Given records:
+++++

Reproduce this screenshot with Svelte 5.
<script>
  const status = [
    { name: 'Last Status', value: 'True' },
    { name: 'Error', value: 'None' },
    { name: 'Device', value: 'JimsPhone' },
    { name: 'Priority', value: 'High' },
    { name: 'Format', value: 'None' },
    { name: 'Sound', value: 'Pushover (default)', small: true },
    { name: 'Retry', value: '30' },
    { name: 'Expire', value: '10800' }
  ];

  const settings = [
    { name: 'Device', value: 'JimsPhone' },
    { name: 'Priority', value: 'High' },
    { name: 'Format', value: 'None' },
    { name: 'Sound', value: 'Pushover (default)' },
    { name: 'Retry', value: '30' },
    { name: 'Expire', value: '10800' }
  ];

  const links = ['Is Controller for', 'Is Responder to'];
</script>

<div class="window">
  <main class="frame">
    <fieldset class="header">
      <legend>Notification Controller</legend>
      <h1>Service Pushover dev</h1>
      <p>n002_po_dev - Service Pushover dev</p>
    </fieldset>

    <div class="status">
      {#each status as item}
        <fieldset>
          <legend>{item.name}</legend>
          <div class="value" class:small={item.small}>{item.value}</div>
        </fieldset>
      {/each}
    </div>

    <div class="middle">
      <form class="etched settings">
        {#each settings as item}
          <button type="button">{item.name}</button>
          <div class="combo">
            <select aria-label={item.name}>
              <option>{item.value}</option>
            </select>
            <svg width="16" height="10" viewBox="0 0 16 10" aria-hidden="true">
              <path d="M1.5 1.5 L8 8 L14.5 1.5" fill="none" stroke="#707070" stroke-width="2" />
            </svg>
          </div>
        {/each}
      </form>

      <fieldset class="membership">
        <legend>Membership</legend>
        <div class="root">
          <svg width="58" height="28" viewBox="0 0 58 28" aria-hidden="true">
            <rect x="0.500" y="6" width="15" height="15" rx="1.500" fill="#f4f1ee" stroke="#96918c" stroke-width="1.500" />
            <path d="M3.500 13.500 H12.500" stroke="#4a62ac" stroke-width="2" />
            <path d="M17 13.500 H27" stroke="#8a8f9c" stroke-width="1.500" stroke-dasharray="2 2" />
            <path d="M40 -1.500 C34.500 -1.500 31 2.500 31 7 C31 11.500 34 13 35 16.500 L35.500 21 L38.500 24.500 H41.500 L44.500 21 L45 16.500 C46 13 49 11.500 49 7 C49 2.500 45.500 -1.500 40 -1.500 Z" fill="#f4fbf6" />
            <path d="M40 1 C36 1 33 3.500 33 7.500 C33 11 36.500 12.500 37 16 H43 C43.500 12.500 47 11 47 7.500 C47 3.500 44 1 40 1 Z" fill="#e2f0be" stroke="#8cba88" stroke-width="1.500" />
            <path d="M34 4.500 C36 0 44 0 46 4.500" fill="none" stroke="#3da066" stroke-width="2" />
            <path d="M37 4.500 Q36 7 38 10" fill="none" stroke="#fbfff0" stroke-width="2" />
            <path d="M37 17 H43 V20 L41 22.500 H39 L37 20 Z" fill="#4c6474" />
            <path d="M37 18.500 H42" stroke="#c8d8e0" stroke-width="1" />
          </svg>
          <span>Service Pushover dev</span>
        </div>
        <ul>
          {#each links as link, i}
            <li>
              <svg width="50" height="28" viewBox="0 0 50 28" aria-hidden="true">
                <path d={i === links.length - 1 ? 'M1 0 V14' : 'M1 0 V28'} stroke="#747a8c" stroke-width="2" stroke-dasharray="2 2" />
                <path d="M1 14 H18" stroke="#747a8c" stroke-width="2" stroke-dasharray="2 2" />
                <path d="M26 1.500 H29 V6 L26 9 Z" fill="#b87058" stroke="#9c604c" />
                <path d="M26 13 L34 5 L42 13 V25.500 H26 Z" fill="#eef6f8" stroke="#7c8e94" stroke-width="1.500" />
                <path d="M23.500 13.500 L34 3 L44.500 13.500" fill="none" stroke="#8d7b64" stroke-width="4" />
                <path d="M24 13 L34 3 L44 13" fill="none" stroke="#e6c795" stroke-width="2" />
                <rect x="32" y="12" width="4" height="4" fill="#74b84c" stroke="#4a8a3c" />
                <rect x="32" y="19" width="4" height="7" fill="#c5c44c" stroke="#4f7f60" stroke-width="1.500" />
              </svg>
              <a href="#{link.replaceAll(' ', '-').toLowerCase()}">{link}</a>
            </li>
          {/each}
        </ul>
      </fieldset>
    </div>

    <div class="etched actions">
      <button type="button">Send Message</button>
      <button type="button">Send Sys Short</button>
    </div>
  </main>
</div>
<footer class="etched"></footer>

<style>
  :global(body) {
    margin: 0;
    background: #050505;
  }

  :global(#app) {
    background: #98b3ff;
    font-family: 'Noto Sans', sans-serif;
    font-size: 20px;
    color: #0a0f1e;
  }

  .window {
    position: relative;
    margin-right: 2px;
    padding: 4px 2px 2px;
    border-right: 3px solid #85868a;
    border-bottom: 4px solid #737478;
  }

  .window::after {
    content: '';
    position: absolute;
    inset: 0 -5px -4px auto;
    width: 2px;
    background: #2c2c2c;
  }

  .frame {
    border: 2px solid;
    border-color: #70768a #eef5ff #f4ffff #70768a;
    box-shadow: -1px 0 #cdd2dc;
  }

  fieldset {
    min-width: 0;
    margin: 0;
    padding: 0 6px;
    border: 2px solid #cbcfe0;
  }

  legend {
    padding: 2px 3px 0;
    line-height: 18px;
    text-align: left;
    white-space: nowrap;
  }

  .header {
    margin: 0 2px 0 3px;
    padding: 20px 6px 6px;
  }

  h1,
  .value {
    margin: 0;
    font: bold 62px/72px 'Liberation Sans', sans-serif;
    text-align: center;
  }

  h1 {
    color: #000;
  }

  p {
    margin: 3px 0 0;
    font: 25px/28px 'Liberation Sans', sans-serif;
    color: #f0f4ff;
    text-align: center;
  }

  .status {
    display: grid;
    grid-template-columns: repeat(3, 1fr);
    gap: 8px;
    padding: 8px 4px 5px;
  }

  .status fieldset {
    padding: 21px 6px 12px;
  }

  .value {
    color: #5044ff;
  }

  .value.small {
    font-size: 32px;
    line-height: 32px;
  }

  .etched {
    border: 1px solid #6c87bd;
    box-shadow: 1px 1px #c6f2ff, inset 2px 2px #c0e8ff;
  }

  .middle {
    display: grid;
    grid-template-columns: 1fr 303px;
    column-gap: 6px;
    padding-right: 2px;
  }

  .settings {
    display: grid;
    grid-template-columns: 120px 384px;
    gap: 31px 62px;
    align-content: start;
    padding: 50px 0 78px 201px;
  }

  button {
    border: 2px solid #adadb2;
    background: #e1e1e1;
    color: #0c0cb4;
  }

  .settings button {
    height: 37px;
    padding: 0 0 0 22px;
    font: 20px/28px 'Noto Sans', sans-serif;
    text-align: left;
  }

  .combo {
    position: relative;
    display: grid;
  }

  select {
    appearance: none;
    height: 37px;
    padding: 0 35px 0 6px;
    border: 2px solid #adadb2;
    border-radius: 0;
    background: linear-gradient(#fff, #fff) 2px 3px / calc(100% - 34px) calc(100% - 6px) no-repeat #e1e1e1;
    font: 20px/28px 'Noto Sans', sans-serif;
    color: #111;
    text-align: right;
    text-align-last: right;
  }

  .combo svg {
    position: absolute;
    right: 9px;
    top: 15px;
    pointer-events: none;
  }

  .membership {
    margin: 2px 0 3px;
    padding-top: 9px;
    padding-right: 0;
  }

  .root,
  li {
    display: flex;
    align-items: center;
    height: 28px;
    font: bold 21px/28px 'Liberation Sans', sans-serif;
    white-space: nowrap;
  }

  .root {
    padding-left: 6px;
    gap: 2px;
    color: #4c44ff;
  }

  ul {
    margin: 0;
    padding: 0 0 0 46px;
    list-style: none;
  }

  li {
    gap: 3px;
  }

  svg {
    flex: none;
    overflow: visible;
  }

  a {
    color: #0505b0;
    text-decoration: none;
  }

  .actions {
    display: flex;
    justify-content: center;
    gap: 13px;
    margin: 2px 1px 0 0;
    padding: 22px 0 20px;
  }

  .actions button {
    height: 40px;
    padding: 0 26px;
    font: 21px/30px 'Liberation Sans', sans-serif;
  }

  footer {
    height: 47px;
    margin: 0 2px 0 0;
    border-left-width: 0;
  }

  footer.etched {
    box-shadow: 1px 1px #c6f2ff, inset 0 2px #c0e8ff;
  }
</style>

+++++

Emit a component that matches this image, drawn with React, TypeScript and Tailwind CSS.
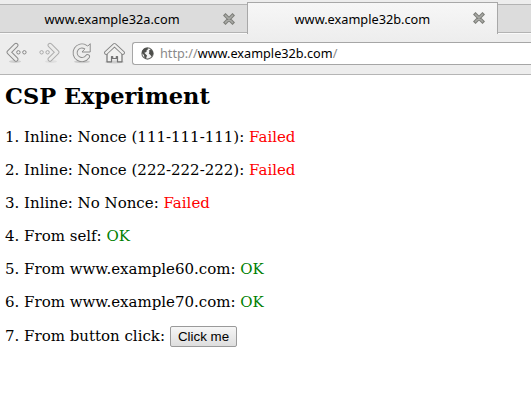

+++++

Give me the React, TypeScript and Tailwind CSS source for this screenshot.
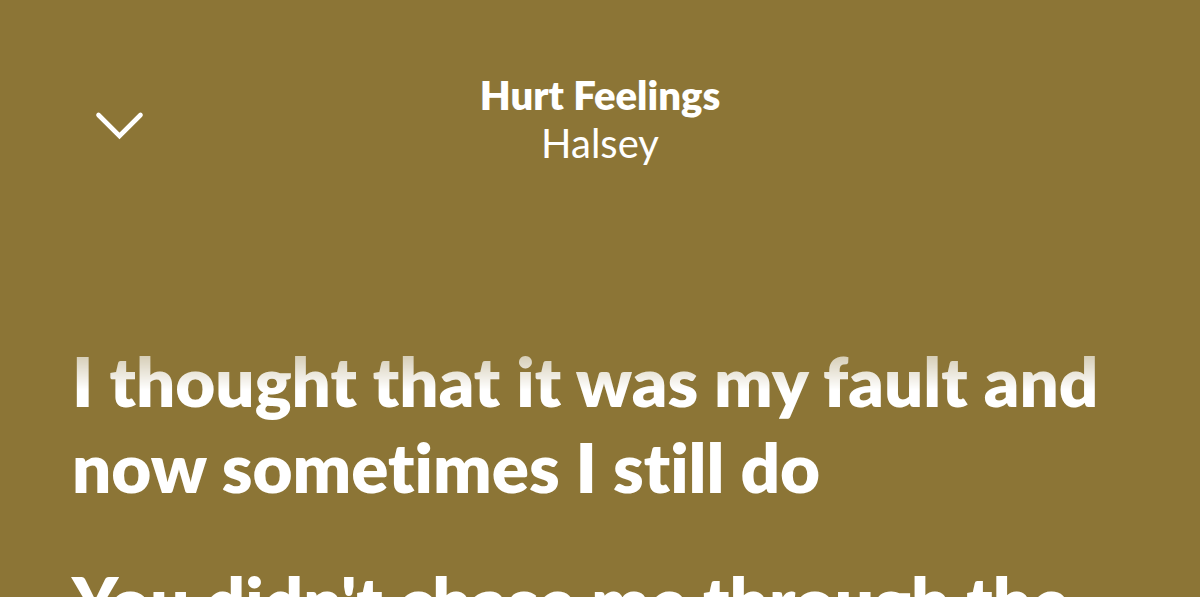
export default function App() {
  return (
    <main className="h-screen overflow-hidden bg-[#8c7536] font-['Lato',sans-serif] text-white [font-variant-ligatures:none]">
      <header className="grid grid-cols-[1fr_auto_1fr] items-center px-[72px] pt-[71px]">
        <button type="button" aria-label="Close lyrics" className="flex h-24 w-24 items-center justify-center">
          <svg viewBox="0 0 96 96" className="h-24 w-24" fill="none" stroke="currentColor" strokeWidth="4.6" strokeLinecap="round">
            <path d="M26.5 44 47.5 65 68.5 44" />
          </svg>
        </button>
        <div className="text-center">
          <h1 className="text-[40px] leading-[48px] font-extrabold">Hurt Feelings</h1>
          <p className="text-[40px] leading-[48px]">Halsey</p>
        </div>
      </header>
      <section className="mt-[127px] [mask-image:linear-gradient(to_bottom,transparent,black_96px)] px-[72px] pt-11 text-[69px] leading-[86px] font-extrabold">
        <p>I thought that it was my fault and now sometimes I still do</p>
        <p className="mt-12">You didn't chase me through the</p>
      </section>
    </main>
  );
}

+++++

Instructions to follow:
Each line above that includes "TypeScript" counts once; state the total and nothing more.

Solution:
2